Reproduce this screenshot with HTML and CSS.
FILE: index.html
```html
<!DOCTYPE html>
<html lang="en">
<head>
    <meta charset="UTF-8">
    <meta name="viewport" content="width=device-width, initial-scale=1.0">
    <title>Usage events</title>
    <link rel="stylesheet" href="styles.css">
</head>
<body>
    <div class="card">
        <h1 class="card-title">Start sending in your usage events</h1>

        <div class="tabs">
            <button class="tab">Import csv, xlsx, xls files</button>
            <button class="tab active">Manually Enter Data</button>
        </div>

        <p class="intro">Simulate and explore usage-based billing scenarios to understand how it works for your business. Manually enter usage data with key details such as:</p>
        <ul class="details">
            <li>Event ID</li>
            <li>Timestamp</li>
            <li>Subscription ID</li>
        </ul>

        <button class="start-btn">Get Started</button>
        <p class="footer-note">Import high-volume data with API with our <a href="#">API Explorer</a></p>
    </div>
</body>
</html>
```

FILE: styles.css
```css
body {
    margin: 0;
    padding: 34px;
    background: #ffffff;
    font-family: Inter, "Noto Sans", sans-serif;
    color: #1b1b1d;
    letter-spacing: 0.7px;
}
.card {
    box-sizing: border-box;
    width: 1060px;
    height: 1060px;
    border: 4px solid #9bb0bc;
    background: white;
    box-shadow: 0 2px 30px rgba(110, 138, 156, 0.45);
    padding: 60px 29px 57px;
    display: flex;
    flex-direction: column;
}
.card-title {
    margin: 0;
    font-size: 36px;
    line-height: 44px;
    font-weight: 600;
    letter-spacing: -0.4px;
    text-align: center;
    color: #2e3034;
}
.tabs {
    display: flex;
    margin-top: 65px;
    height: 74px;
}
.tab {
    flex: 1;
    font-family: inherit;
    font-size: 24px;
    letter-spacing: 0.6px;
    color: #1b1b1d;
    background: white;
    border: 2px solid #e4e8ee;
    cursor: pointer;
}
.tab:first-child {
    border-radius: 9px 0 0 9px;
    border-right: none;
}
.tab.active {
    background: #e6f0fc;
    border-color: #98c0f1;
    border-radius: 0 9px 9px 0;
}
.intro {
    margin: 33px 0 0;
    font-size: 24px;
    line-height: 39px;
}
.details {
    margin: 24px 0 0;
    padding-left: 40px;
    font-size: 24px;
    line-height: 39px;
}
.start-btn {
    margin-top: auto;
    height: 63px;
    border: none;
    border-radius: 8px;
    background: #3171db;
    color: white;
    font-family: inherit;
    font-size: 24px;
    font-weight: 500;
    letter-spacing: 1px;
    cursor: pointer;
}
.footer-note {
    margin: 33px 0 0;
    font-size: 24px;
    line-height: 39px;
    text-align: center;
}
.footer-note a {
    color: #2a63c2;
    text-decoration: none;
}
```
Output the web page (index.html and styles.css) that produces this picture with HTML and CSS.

Exercise directions: Here, the records must be output exactly and in full.

Result of this task:
Reproduce this screenshot with HTML and CSS.
FILE: index.html
```html
<!DOCTYPE html>
<html lang="en">
<head>
    <meta charset="UTF-8">
    <meta name="viewport" content="width=device-width, initial-scale=1.0">
    <title>Usage events</title>
    <link rel="stylesheet" href="styles.css">
</head>
<body>
    <div class="card">
        <h1 class="card-title">Start sending in your usage events</h1>

        <div class="tabs">
            <button class="tab">Import csv, xlsx, xls files</button>
            <button class="tab active">Manually Enter Data</button>
        </div>

        <p class="intro">Simulate and explore usage-based billing scenarios to understand how it works for your business. Manually enter usage data with key details such as:</p>
        <ul class="details">
            <li>Event ID</li>
            <li>Timestamp</li>
            <li>Subscription ID</li>
        </ul>

        <button class="start-btn">Get Started</button>
        <p class="footer-note">Import high-volume data with API with our <a href="#">API Explorer</a></p>
    </div>
</body>
</html>
```

FILE: styles.css
```css
body {
    margin: 0;
    padding: 34px;
    background: #ffffff;
    font-family: Inter, "Noto Sans", sans-serif;
    color: #1b1b1d;
    letter-spacing: 0.7px;
}
.card {
    box-sizing: border-box;
    width: 1060px;
    height: 1060px;
    border: 4px solid #9bb0bc;
    background: white;
    box-shadow: 0 2px 30px rgba(110, 138, 156, 0.45);
    padding: 60px 29px 57px;
    display: flex;
    flex-direction: column;
}
.card-title {
    margin: 0;
    font-size: 36px;
    line-height: 44px;
    font-weight: 600;
    letter-spacing: -0.4px;
    text-align: center;
    color: #2e3034;
}
.tabs {
    display: flex;
    margin-top: 65px;
    height: 74px;
}
.tab {
    flex: 1;
    font-family: inherit;
    font-size: 24px;
    letter-spacing: 0.6px;
    color: #1b1b1d;
    background: white;
    border: 2px solid #e4e8ee;
    cursor: pointer;
}
.tab:first-child {
    border-radius: 9px 0 0 9px;
    border-right: none;
}
.tab.active {
    background: #e6f0fc;
    border-color: #98c0f1;
    border-radius: 0 9px 9px 0;
}
.intro {
    margin: 33px 0 0;
    font-size: 24px;
    line-height: 39px;
}
.details {
    margin: 24px 0 0;
    padding-left: 40px;
    font-size: 24px;
    line-height: 39px;
}
.start-btn {
    margin-top: auto;
    height: 63px;
    border: none;
    border-radius: 8px;
    background: #3171db;
    color: white;
    font-family: inherit;
    font-size: 24px;
    font-weight: 500;
    letter-spacing: 1px;
    cursor: pointer;
}
.footer-note {
    margin: 33px 0 0;
    font-size: 24px;
    line-height: 39px;
    text-align: center;
}
.footer-note a {
    color: #2a63c2;
    text-decoration: none;
}
```
Output the web page (index.html and styles.css) that produces this picture with HTML and CSS.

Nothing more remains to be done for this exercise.